B.     Art as political commentary

Political purpose in the play

Draws parallels between two controversial periods

Shows that a climate of fear leads to overreaction

Turns a system upside down

 

III.  Witchcraft” but no Conspiracy

 

A.     Witches in The Crucible

 

“I had no doubt that Tituba, Reverend Parris’s black slave, had been practicing witchcraft with the girls” (Reader 455).

 

                  Evidence of witchcraft

Tituba has contact to dead

Abigail drinks blood

                 But no covert agreement to perform illegal, treacherous acts. 

         Salem witch hunt caused by cowardice, guilt, greed. 

              Girls try to avoid punishment

Abigail attempts to claim Proctor

Residents settle old grudges.

 

B.     Argument by analogy

Communists existed

Their actions perhaps questionable

But no conspiracy

The hunt for communists caused by a mixture of

authentic naiveté, soundly observed dangers, and

unprincipled rabble rousing” (Reader, 448)

 

IV.  The Legal System Steps out of Bounds

 

A. In Salem, legal system a source of disorder. 

         Fear of the courts

 

“We cannot blink it more.  There is prodigious fear of the courts in the country”(98).

 

          Elevation of the accuser

          Charges without customary proof

          Belief instead of evidence

“The pure in heart need no lawyers,” (93). 

Emergency suspends rules

 

“You must understand, sir, that a person is either with this court or he must be counted against it, there be no road between.  This is a sharp time, now, a precise time”(Crucible, 94).

 

              Not an accurate description of colonial courts.

 

B.    Parallel to HUAC

HUAC gave a privileged role to the accuser.

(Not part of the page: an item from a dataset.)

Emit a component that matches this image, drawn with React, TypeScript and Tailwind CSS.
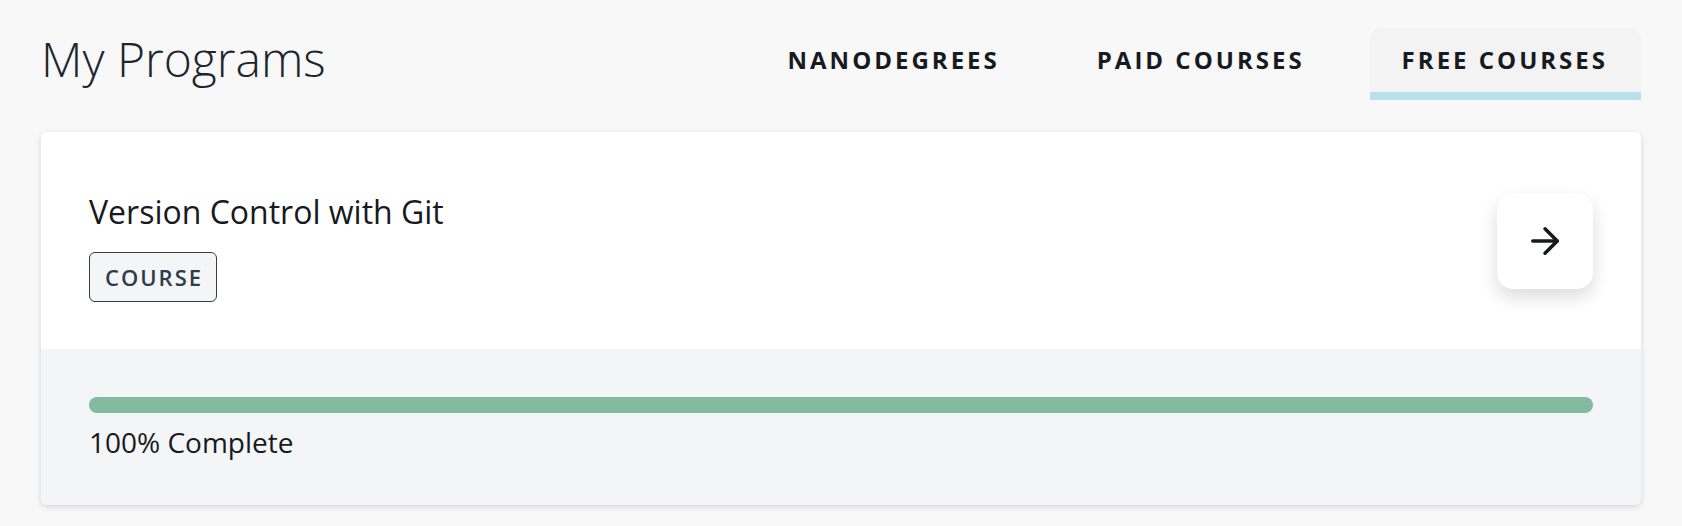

Not bound by normal rules of evidence.

It allowed the accused only the options of confession or

disgrace.

Justified by the emergency of the early Cold War. 

 

V. Guilt Feeds Conspiracy

           

A.     Adultery in Salem

Miller invented the theme of adultery, but he thought there

was evidence

                   Saw sexual repression as a cause of the outbreak

 

“Almost every testimony I read revealed the sexual theme, either openly or barely concealed” (Reader, 455).

 

B.     Explanatory interest?

Miller involved in a Freudian analysis

His marriage was falling apart

Beginning a relationship with Marilyn Monroe

Finding adultery in the document could have emerged from

his life.

 

C.     Guilt of the former Communists

Nonconformity, disappointment

 

“What was manifestly parallel was the guilt, two centuries apart, of holding illicit, suppressed feelings of alienation and hostility toward standard, daylight society as defined by its most orthodox proponents.  Without guilt the 1950s Red-hunt could never have generated such power”(Reader, 456).

 

VI. Community Complicity

 

A.    Naming names in Salem

To save oneself (Tituba)

To gain ones desires (Abigail)

To gain new power (Mary Warren)

To enrich oneself (Thomas Putnam)

 

B.   Naming names before HUAC

A way to purify oneself of suspicion

A way to protect ones career

 

“Unless he [Kazan] came clean he could never hope, at the height of his creative power, to make another film in America, and he would probably not be given a passport to work abroad either” (Reader, 450)

 

VII.  Witch Hunts Threaten Democracy

 

A.     Proctor as hero

Most of those tried for witchcraft women

Susanna Martin a better choice?

Proctor’s petition

 

Condemned before trial, Prejudiced court, Popish cruelties

 (Reader 435)

 

                Miller constructs the character to fit the petition

                   Fighter for democracy

 

“I like not the smell of this ‘authority’” (Crucible, 31).

          “You will not use me!” (Crucible, 142-143).

 

B. Universal message--Individual against tyranny

Warning against oppressive regimes

Message that the individual acting courageously can change the course of history

 

C. Message for 1950s

    Critique of HUAC

    Warning for democracy

    

“If the current degeneration of discourse continued…we

       could no longer be a democracy, a system that requires a

       certain basic trust in order to exist” (Reader, 448).

 

As the Salem trials employed “popish cruelties,” so to the

HUAC investigation employed tactics of the enemy, undermining American democracy.